The Governments of all States are the Executive bodies equivalent to that at the Central level. They function within the jurisdiction of the respective States. As they are similar to the Government of India, the State governments consist of the Governors, the Council of Ministers of State and the Attorney-General of each state in India.

The Legislature of the states implies the inclusion of the Legislative Assemblies at the state level. The Executive and Legislative bodies at the state level are described in Chapters I and II of Part VI of the Constitution of India, respectively.

  1. Local and Other Authorities –

In addition to the Legislatures and Executives at both, Central and State levels, several other authoritative bodies have also been included within the definition of State in Article 12. Such inclusions have been done through close observation and deliberations by the Judicial authorities. Several judicial precedents have been laid down in India to determine if a particular body falls within the ambit of Article 12.

The Judiciary has, over time, set several guidelines to determine if a certain authority falls within the scope of Article 12 as a local or other authority. These conditions are:

  1. RD Shetty v. International Airport Authority (1979)

In this case, the Supreme Court of India held that anybody that fulfils the following conditions is considered as State:

  • It has a great degree of governmental financial assistance.
  • It experiences deep and pervasive state control.
  • If a government department has delegated its power to the concerned authority or organization.
  • If the State holds the entire share capital of the authority.
  1. In line with the RD Shetty judgement, the Apex Court also laid down the Agency and Instrumentality Test, and the Functionality Tests in 1981 through the cases of Somprakash v. Union of India and Ajay Hasia v. Khalid Mujib.
  2. Union of India v. RC Jain (1981)

The guidelines to determine local authorities under Article 12 were laid down in this case. The guidelines were to follow 5 tests which were:

  • The authority must have a separate legal existence.
  • It must be functional in a defined area.
  • It must have the power to raise funds independently.
  • It must enjoy a certain amount of autonomy.
  • It must be entrusted with functions usually given to municipalities, by a statute.
  1. Rajasthan Electricity Board v. Mohan Lal (1967)

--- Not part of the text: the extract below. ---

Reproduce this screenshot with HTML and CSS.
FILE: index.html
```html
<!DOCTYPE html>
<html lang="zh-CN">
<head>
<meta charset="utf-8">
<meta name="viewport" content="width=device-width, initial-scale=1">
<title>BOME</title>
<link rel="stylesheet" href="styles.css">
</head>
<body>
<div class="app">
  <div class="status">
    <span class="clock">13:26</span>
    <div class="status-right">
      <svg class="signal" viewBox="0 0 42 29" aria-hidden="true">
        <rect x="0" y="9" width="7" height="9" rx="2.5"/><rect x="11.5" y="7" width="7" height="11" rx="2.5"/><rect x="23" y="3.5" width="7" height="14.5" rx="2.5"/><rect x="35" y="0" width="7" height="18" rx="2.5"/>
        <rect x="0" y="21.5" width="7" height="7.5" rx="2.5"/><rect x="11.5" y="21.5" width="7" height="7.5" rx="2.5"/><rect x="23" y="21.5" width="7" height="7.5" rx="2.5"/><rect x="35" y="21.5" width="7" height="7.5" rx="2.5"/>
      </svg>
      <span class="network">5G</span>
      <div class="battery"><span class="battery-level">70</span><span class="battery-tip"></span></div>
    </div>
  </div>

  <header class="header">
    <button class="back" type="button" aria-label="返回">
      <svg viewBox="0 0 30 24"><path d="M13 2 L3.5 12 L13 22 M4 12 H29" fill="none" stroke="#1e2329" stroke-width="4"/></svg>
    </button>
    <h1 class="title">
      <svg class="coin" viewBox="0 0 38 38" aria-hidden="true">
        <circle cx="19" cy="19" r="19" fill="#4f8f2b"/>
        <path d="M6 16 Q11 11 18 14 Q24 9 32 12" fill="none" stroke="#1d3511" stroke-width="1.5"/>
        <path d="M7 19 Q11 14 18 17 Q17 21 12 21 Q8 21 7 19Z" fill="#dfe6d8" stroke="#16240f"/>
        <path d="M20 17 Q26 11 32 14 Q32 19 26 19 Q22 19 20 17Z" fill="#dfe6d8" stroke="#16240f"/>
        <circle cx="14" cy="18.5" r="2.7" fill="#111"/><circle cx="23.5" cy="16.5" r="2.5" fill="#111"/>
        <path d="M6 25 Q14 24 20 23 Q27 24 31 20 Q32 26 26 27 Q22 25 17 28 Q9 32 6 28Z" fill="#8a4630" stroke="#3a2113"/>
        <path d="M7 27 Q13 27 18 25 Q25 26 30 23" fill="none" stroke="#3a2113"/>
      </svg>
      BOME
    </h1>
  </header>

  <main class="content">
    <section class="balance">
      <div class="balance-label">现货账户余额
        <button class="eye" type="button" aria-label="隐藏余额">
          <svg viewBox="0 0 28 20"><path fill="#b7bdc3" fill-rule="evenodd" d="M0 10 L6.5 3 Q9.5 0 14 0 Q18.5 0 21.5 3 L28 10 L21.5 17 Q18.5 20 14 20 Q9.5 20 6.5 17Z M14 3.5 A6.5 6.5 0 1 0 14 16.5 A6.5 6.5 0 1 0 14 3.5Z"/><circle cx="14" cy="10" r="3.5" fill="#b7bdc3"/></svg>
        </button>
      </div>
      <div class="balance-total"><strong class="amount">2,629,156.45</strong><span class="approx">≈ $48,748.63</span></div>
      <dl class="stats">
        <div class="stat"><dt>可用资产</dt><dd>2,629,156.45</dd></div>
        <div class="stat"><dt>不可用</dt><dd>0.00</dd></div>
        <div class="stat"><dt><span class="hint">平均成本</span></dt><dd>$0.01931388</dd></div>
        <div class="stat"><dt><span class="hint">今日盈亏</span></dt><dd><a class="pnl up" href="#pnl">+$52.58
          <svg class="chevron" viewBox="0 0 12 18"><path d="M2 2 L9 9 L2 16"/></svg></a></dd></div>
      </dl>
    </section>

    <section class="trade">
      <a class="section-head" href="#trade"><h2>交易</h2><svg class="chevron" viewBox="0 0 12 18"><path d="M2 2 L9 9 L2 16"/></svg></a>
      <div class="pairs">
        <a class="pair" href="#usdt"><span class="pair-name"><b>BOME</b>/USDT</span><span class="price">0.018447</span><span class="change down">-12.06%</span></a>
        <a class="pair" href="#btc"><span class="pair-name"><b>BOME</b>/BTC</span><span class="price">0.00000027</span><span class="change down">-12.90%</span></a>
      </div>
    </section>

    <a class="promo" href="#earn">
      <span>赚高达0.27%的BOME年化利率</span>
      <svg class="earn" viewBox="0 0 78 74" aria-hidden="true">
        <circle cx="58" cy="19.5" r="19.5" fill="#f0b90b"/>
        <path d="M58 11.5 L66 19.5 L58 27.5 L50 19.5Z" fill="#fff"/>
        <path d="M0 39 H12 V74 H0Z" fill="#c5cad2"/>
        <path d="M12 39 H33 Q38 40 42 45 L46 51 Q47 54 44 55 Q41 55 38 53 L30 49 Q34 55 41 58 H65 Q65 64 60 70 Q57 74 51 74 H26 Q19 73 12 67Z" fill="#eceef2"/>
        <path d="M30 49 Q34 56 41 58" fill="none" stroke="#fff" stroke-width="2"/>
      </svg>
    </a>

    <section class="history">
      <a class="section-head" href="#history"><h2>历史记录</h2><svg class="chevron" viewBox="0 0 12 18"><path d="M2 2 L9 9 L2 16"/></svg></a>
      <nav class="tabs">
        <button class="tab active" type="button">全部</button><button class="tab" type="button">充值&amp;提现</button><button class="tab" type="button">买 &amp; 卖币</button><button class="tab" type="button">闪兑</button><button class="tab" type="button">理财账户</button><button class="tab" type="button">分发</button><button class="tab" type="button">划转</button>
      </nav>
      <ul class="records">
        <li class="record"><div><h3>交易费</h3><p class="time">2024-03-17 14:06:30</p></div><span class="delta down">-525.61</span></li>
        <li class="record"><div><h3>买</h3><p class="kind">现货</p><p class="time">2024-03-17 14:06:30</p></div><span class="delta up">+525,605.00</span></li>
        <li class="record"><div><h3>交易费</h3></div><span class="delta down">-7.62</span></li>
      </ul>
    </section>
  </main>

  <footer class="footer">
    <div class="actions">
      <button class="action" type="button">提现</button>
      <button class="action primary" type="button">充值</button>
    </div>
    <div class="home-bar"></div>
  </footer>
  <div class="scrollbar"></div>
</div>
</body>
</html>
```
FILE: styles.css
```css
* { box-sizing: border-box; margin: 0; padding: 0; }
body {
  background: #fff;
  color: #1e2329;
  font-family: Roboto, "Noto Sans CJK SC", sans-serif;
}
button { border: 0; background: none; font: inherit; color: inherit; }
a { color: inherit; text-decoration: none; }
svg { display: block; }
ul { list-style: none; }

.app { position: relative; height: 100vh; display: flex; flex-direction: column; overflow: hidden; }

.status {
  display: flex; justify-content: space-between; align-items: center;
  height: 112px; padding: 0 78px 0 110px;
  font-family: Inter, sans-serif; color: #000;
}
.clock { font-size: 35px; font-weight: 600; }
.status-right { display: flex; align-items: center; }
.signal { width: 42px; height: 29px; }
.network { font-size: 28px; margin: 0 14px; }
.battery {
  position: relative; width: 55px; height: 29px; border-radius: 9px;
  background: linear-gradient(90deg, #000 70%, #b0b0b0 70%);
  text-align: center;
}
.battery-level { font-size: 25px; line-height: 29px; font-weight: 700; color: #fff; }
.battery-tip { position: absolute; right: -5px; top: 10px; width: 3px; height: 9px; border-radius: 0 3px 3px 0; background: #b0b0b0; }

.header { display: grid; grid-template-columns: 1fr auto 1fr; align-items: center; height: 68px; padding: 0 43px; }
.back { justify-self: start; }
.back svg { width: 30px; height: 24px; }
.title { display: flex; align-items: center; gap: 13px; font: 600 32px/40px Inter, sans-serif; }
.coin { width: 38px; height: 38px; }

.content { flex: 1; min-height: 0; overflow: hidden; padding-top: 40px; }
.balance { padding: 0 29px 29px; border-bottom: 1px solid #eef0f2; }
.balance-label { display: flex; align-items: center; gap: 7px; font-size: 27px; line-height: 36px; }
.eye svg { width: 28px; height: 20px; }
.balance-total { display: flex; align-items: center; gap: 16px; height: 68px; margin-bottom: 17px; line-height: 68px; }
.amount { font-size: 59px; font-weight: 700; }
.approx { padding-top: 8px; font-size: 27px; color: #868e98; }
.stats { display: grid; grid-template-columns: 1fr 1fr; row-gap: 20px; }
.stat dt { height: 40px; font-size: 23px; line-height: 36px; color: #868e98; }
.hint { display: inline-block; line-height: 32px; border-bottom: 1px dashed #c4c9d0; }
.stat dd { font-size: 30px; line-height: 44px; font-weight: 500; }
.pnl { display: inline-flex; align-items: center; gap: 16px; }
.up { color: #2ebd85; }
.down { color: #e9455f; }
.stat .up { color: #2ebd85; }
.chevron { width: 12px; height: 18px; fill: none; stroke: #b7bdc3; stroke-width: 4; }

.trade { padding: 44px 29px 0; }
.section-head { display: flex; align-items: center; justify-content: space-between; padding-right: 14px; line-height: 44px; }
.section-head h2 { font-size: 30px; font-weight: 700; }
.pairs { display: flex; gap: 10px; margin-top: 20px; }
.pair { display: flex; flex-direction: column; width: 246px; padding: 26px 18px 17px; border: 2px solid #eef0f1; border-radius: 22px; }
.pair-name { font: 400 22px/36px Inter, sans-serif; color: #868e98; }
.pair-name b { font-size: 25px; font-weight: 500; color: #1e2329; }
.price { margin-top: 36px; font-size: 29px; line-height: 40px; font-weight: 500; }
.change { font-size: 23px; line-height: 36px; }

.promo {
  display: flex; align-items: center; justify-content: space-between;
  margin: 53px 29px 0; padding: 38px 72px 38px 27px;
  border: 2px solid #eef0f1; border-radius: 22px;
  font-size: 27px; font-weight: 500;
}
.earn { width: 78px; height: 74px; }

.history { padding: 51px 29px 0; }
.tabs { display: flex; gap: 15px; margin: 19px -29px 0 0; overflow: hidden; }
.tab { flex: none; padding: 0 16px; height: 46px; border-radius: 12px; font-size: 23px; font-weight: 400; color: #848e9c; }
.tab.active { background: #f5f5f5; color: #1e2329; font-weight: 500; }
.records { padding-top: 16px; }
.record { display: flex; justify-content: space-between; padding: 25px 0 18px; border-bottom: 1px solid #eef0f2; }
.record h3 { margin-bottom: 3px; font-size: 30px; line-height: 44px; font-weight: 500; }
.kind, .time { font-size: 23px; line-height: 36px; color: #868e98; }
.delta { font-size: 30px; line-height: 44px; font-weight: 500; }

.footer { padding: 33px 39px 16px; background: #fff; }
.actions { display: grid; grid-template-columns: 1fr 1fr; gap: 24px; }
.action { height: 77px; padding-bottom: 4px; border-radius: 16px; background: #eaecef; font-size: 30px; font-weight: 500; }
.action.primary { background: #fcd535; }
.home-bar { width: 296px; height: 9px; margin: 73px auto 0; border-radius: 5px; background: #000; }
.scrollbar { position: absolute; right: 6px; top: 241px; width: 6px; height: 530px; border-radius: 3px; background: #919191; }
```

In this case, it was held by the High Court that the State Electricity Board is to be considered as State within the definition of Article 12. It was further held that any organization that is created by the law and given power by the government is considered as State under Article 12.

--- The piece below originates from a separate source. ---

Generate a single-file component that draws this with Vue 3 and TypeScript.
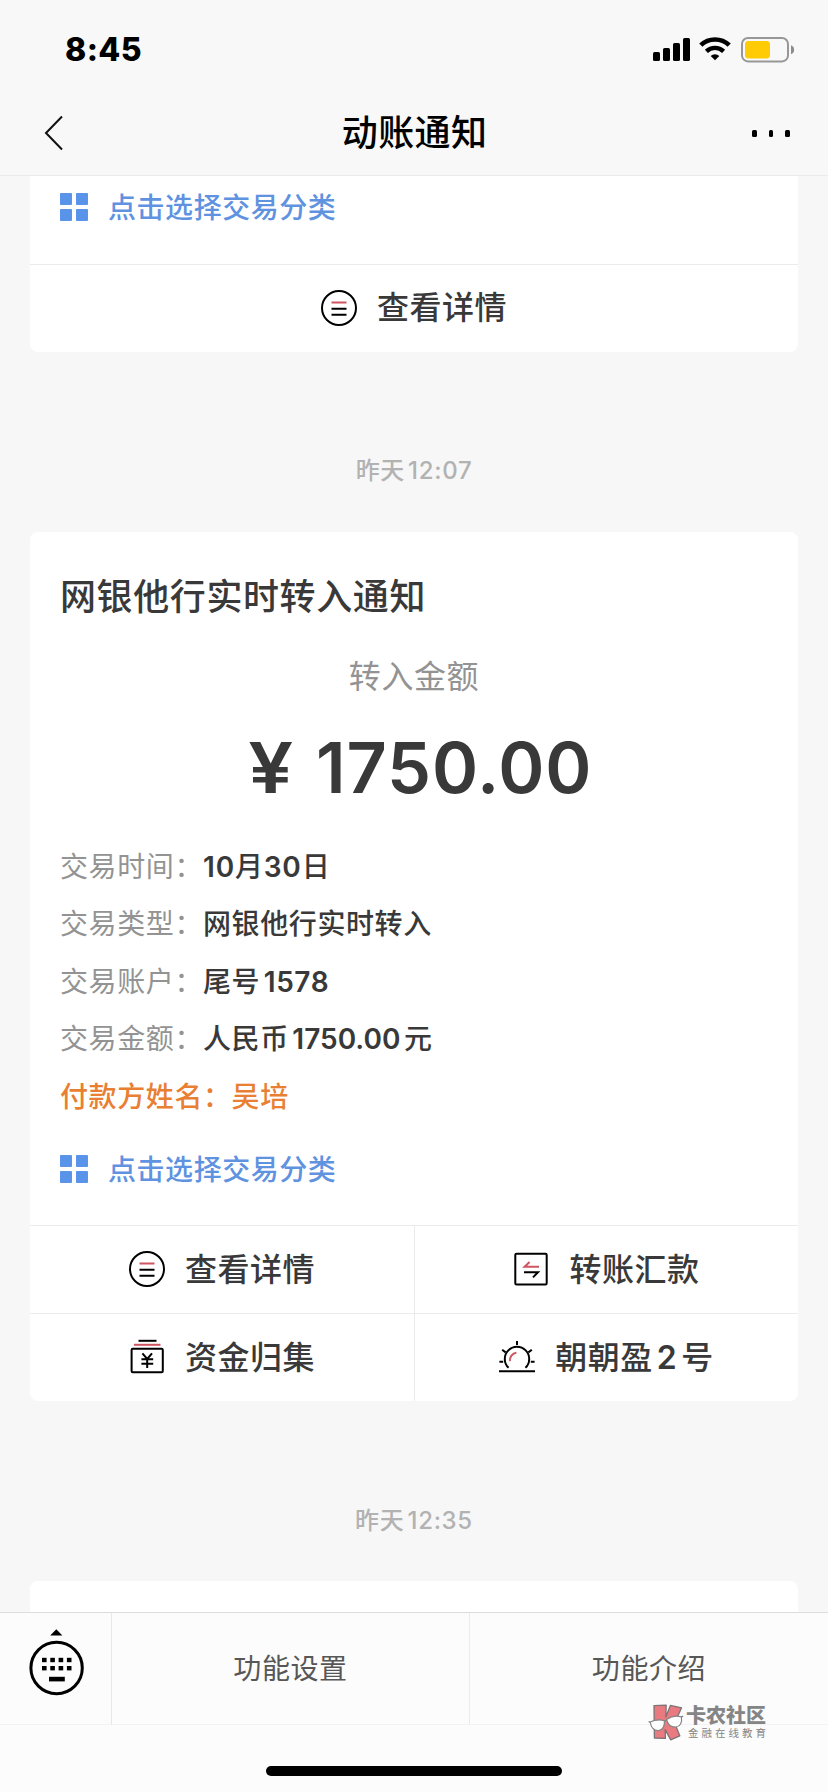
<script setup lang="ts">
interface Detail {
  label: string
  value: string
  spacing?: 'tight' | 'money'
}
interface Action {
  icon: 'detail' | 'transfer' | 'collect' | 'sunrise'
  text: string
}

const details: Detail[] = [
  { label: '交易时间：', value: '10月30日', spacing: 'tight' },
  { label: '交易类型：', value: '网银他行实时转入' },
  { label: '交易账户：', value: '尾号1578' },
  { label: '交易金额：', value: '人民币1750.00元', spacing: 'money' },
]

const actions: Action[] = [
  { icon: 'detail', text: '查看详情' },
  { icon: 'transfer', text: '转账汇款' },
  { icon: 'collect', text: '资金归集' },
  { icon: 'sunrise', text: '朝朝盈2号' },
]

const keyColumns = [0, 1, 2, 3]

// Splits a text into runs of digits and runs of other characters.
const runs = (text: string) =>
  (text.match(/[\d.]+|[^\d.]+/g) ?? []).map((t) => ({ t, num: /\d/.test(t) }))
</script>

<template>
  <div class="screen">
    <header class="top">
      <div class="status">
        <span class="clock">8:45</span>
        <div class="indicators">
          <svg class="signal" width="37" height="24" viewBox="0 0 37 24">
            <rect x="0" y="14" width="7" height="9" rx="1.6" />
            <rect x="10" y="10" width="7" height="13" rx="1.6" />
            <rect x="20" y="5" width="7" height="18" rx="1.6" />
            <rect x="30" y="0" width="7" height="23" rx="1.6" />
          </svg>
          <svg class="wifi" width="32" height="24" viewBox="0 0 32 24">
            <path d="M1.8 8.2 A20.4 20.4 0 0 1 30.2 8.2" fill="none" stroke="#000" stroke-width="4.6" />
            <path d="M7.4 14.3 A12.4 12.4 0 0 1 24.6 14.3" fill="none" stroke="#000" stroke-width="4.4" />
            <path d="M16 23.2 L11.7 18.9 A6.2 6.2 0 0 1 20.3 18.9 Z" />
          </svg>
          <svg class="battery" width="54" height="26" viewBox="0 0 54 26">
            <rect x="1" y="1" width="46" height="23.4" rx="6" fill="none" stroke="#979797" stroke-width="2" />
            <rect x="4" y="4" width="25" height="17.4" rx="3.4" fill="#fecb05" />
            <path d="M50 8.2 A4.8 4.8 0 0 1 50 17.2 Z" fill="#8c8c8c" />
          </svg>
        </div>
      </div>
      <nav class="nav">
        <svg class="back" width="20" height="36" viewBox="0 0 20 36">
          <path d="M18 1.5 L2 18 L18 34.5" fill="none" stroke="#111" stroke-width="2" />
        </svg>
        <h1 class="nav-title">动账通知</h1>
        <div class="more"><i></i><i></i><i></i></div>
      </nav>
    </header>

    <main class="feed">
      <section class="card card-first">
        <div class="classify">
          <span class="tiles"><i></i><i></i><i></i><i></i></span>
          <span class="classify-text">点击选择交易分类</span>
        </div>
        <div class="actions single">
          <div class="action">
            <svg class="icon" width="36" height="36" viewBox="0 0 36 36">
              <circle cx="18" cy="18" r="17" />
              <path class="red" d="M10.5 12.5 H25.5" />
              <path d="M10.5 18.7 H25.5 M10.5 24.7 H25.5" />
            </svg>
            <span class="action-text">查看详情</span>
          </div>
        </div>
      </section>

      <p class="stamp stamp-a">昨天12:07</p>

      <section class="card card-main">
        <h2 class="card-title">网银他行实时转入通知</h2>
        <p class="amount-label">转入金额</p>
        <p class="amount"><span class="yen">¥</span><span>1750.00</span></p>
        <dl class="details">
          <div v-for="d in details" :key="d.label" class="row">
            <dt>{{ d.label }}</dt>
            <dd :class="d.spacing"><span v-for="(r, i) in runs(d.value)" :key="i" :class="{ num: r.num }">{{ r.t }}</span></dd>
          </div>
          <div class="row payer">
            <dt>付款方姓名：</dt>
            <dd>吴培</dd>
          </div>
        </dl>
        <div class="classify">
          <span class="tiles"><i></i><i></i><i></i><i></i></span>
          <span class="classify-text">点击选择交易分类</span>
        </div>
        <div class="actions">
          <div v-for="a in actions" :key="a.text" class="action">
            <svg class="icon" width="36" height="36" viewBox="0 0 36 36">
              <template v-if="a.icon === 'detail'">
                <circle cx="18" cy="18" r="17" />
                <path class="red" d="M10.5 12.5 H25.5" />
                <path d="M10.5 18.7 H25.5 M10.5 24.7 H25.5" />
              </template>
              <template v-else-if="a.icon === 'transfer'">
                <rect x="2.3" y="2.8" width="31.4" height="30.6" rx="1.2" />
                <path class="red" d="M26 15.8 H11.6 L16.6 11" />
                <path d="M11 21.3 H25 L20 26.4" />
              </template>
              <template v-else-if="a.icon === 'collect'">
                <path d="M9.5 1.8 H27.5" />
                <path class="red" d="M5 5.8 H31.5" />
                <rect x="2.6" y="9.8" width="31.2" height="23.4" rx="1.2" />
                <path d="M13.4 14.4 L18.2 20 L23 14.4 M18.2 20 V29 M12.4 20.2 H24.2 M12.4 24.8 H24.2" />
              </template>
              <template v-else>
                <path d="M0 32.3 H36" />
                <path d="M9.6 28.8 A12.2 12.2 0 1 1 26.4 28.8" />
                <path class="red" d="M11 22.2 A7.4 7.4 0 0 1 17.4 13.8" />
                <path d="M18 2 V6 M3.2 10.8 L6.6 13.4 M32.8 10.8 L29.4 13.4 M0.4 22.8 H4.2 M31.8 22.8 H35.6" />
              </template>
            </svg>
            <span class="action-text"><span v-for="(r, i) in runs(a.text)" :key="i" :class="{ num: r.num }">{{ r.t }}</span></span>
          </div>
        </div>
      </section>

      <p class="stamp stamp-b">昨天12:35</p>

      <section class="card card-next"></section>
    </main>

    <footer class="bottom">
      <div class="menu">
        <div class="keyboard">
          <svg width="56" height="68" viewBox="0 0 56 68">
            <path d="M28.3 0.2 L34.4 6.4 H22.2 Z" />
            <circle cx="28.6" cy="39" r="25.7" fill="none" stroke="#000" stroke-width="3" />
            <g v-for="c in keyColumns" :key="c">
              <rect :x="14 + c * 8.3" y="28.8" width="4.6" height="4.4" />
              <rect :x="14 + c * 8.3" y="37" width="4.6" height="4.4" />
            </g>
            <rect x="21" y="47.8" width="15.8" height="4.6" />
          </svg>
        </div>
        <div class="tab tab-set">功能设置</div>
        <div class="tab tab-about">功能介绍</div>
      </div>
      <div class="home"></div>
    </footer>

    <aside class="mark">
      <svg width="36" height="37" viewBox="0 0 36 37">
        <g fill="#e97a80" stroke="#7d7375" stroke-width="1.3" stroke-linejoin="round">
          <path d="M6 1.6 L18.2 1.2 L17.8 13 L22.4 1.4 L33.6 3.8 L26.6 19 L31.8 31.8 L22.6 35.8 L17.2 25.6 L17.4 34.4 L6.4 34 Z" />
        </g>
        <g fill="#fff" stroke="#858585" stroke-width="1.2">
          <path d="M2.2 18 Q9 14.8 16.4 16.6 Q17 25.4 10.6 26.6 Q3.6 26.8 2.2 18 Z" />
          <path d="M18.6 15.4 Q25.4 10.8 33.4 12.8 Q34.8 21.6 27.6 23.2 Q20.2 23.2 18.6 15.4 Z" />
          <path d="M16.4 17.6 L18.6 16 M0.6 17.4 L2.2 18.4 M33.4 13.2 L35.2 12" fill="none" />
        </g>
      </svg>
      <div class="mark-text">
        <strong>卡农社区</strong>
        <small>金融在线教育</small>
      </div>
    </aside>
  </div>
</template>

<style>
html,
body {
  margin: 0;
  background: #f7f7f7;
}
</style>

<style scoped>
.screen {
  position: relative;
  display: flex;
  flex-direction: column;
  width: 828px;
  height: 1792px;
  overflow: hidden;
  background: #f7f7f7;
  color: #393939;
  font-family: Inter, 'Noto Sans CJK SC', sans-serif;
  font-weight: 500;
  text-autospace: normal;
}
h1, h2, p, dl, dd {
  margin: 0;
}
svg {
  display: block;
  flex: none;
}
.num {
  font-weight: 600;
}
.top {
  flex: none;
  box-sizing: border-box;
  height: 176px;
  border-bottom: 1px solid #ebebeb;
  background: #f8f8f8;
  color: #000;
}
.status {
  display: flex;
  justify-content: space-between;
  height: 88px;
  padding: 0 33px 0 65px;
}
.clock {
  margin-top: 30px;
  font-size: 32px;
  line-height: 40px;
  font-weight: 800;
  letter-spacing: 0.4px;
}
.indicators {
  display: flex;
  align-items: flex-start;
  padding-top: 37px;
}
.signal {
  margin-top: 1px;
}
.wifi {
  margin-left: 9px;
}
.battery {
  margin-left: 10px;
}
.nav {
  display: flex;
  align-items: center;
  justify-content: space-between;
  height: 87px;
  padding: 0 38px 0 44px;
}
.back {
  margin-top: 2px;
}
.nav-title {
  margin: 2px 0 0 13px;
  font-size: 36px;
  line-height: 50px;
  font-weight: 500;
  letter-spacing: 0.4px;
}
.more {
  display: flex;
  gap: 12px;
  margin-top: 3px;
}
.more i {
  width: 4.6px;
  height: 7px;
  border-radius: 1.5px;
  background: #000;
}
.feed {
  flex: 1;
  min-height: 0;
  overflow: hidden;
  padding: 0 30px;
}
.card {
  background: #fff;
  border-radius: 8px;
}
.card-first {
  padding-top: 17px;
  border-radius: 0 0 8px 8px;
}
.card-first .classify {
  margin-bottom: 43px;
}
.card-first .action {
  padding-bottom: 2px;
}
.classify {
  display: flex;
  align-items: center;
  height: 28px;
  padding-left: 30px;
  color: #5f92df;
  font-size: 28px;
  letter-spacing: 0.55px;
}
.classify-text {
  margin-top: -2px;
}
.tiles {
  display: grid;
  grid-template-columns: 12px 12px;
  gap: 4px;
  margin-right: 20px;
}
.tiles i {
  height: 12px;
  border-radius: 1px;
  background: #5a94ea;
}
.actions {
  display: grid;
  grid-template-columns: 385px 1fr;
}
.actions.single {
  grid-template-columns: 1fr;
}
.action {
  display: flex;
  align-items: center;
  justify-content: center;
  gap: 20px;
  box-sizing: border-box;
  height: 88px;
  border-top: 1px solid #ebebeb;
  font-size: 32px;
  letter-spacing: 0.5px;
}
.action-text {
  margin-top: -5px;
}
.actions:not(.single) .action:nth-child(odd) {
  border-right: 1px solid #ebebeb;
}
.icon {
  fill: none;
  stroke: #000;
  stroke-width: 2;
}
.icon .red {
  stroke: #cf5560;
}
.stamp {
  text-align: center;
  color: #b2b2b2;
  font-size: 24px;
  line-height: 34px;
  letter-spacing: 0.7px;
}
.stamp-a {
  margin: 102px 0 44px;
}
.stamp-b {
  margin: 103px 0 43px;
}
.card-title {
  padding: 40px 30px 0;
  font-size: 36px;
  line-height: 50px;
  font-weight: 500;
  letter-spacing: 0.6px;
}
.amount-label {
  margin-top: 32px;
  text-align: center;
  color: #939393;
  font-size: 32px;
  line-height: 46px;
  font-weight: 400;
  letter-spacing: 0.6px;
}
.amount {
  display: flex;
  justify-content: center;
  gap: 25px;
  margin-top: 24px;
  padding-left: 15px;
  font-size: 70px;
  line-height: 88px;
  font-weight: 600;
  letter-spacing: 0.9px;
}
.yen {
  transform: scaleX(1.14);
}
.details {
  margin-top: 27px;
  padding-left: 30px;
}
.row {
  display: flex;
  height: 57.4px;
  font-size: 28px;
  line-height: 57px;
  letter-spacing: 0.6px;
}
.row dt {
  color: #939393;
  font-weight: 400;
}
.row.payer,
.row.payer dt {
  color: #e87f33;
  font-weight: 500;
}
.tight {
  text-autospace: no-autospace;
  letter-spacing: 0.8px;
}
.money .num {
  letter-spacing: 0;
}
.card-main .classify {
  margin: 29px 0 42px;
}
.card-next {
  height: 60px;
}
.bottom {
  flex: none;
  height: 180px;
  background: #fcfcfc;
}
.menu {
  display: grid;
  grid-template-columns: 112px 358px 1fr;
  box-sizing: border-box;
  height: 113px;
  border-top: 1px solid #dcdcdc;
  border-bottom: 1px solid #f3f3f3;
}
.keyboard {
  padding: 16px 0 0 28px;
  border-right: 1px solid #e8e8e8;
}
.tab {
  color: #575757;
  font-size: 28px;
  line-height: 112px;
  letter-spacing: 0.6px;
  text-align: center;
  font-weight: 400;
}
.tab-set {
  border-right: 1px solid #ebebeb;
}
.home {
  width: 296px;
  height: 10px;
  margin: 41px auto 0;
  border-radius: 5px;
  background: #000;
}
.mark {
  position: absolute;
  left: 648px;
  top: 1704px;
  display: flex;
  gap: 2px;
  color: #858585;
}
.mark-text {
  display: flex;
  flex-direction: column;
}
.mark strong {
  font-size: 20px;
  line-height: 24px;
  font-weight: 900;
}
.mark small {
  margin-left: 2px;
  font-size: 10.5px;
  line-height: 12px;
  letter-spacing: 3px;
  font-weight: 400;
}
</style>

  1. Sukhdev Singh v. Bhagat Ram (1975)

The Court decided in this case that bodies that are created by special laws are to be considered as State. It was further held that bodies that are created by the law are State, not those created under the law.

Ejusdem Generis in Article 12

The discussions with respect to Article 12 began with the consideration of the concept of ejusdem generis. For the broader interpretation of “other authorities” under Article 12, the Judiciary has provided us with several reasonings, over time, with several judicial precedents. A few such precedents are as follows:

  1. Ujjam Bai v. State of Uttar Pradesh (1962)

In this case of 1957, the Court held that the concept of ejusdem generis does not apply to Article 12. The reasoning given for this judgement was that the State and Central authorities do not function in a similar nature as they perform their duties on different levels of governance.

  1. Devadas v. Karnataka Engineering College (1964)

In this case, the Court held that the phrase “other authorities” used in Article 12, follows the concept of ejusdem generis. This means that the meaning of other authorities must follow from the nature of functioning of the authorities mentioned in the provision.

Universities as part of the State under Article 12

  1. University of Madras v. Santabai (1957)

In the 1957 case of the University of Madras v. Santa bai, the Madras High Court held that Universities do not fall within the ambit of the State as they do not perform any sovereign function. This judgement was relied on to claim that Patna University does not function as State.

  1. Umesh Chandra Sinha v. V.N. Singh & Ors. (1968)

However, the precedent set by the Madras High Court was rejected by the Patna High Court in the 1968 case of Umesh Chandra Sinha v. V.N. Singh & Ors. stating that the definition of state under Article 12 includes bodies that were created to promote the education and economic interests of the people. Thus, it was ultimately held that Patna University, amongst other universities, is part of the State.

  1. Chandra Mohan Khanna v. NCERT (1992)

However, in 1992, the National Council of Educational Research and Training (NCERT) was held to be outside the scope of Article 12. This was supported in the case of Chandra Mohan Khanna v NCERT by the fact that NCERT is a society that is registered under the Societies Registration Act, 1860 due to which it cannot be called a State authority.

Judiciary as State

The most interesting interpretation of Article 12 includes deliberations on whether the Judiciary itself is considered as State. Two extremely important cases in this aspect are as follows:

  1. Rati Lal v. State of Bombay (1954)

This was one of the initial cases to decide on the matter of Judiciary under Article 12. It was held in this case that the Judiciary is not included under the State as defined in Article 12.

  1. S. Mirajkar v. State of Maharashtra (1966)

The case of Rati Lal was partially overturned in this case where it was held that the Courts are included within the definition of State. The reasoning given for this judgement was that if the Judiciary is not included under Article 12, then it might make rules that may take away or abridge the fundamental rights of individuals. Thus, the judiciary was said to be State only when it performs its law-making function. However, in other circumstances, it is said to fall outside the scope of Article 12.


The concept of the “State” under Article 12 of the Indian Constitution has been interpreted and expanded over the years by the judiciary to include not only the government and its instrumentalities but also private entities that perform public functions. These authorities are also substantially financed by the State. This interpretation has ensured that the fundamental rights enshrined in the Constitution are protected and upheld even in dealings with private entities. The definition of State under Article 12 Is, therefore, a crucial aspect of the Indian Constitution and its interpretation continues to shape the legal landscape of the country.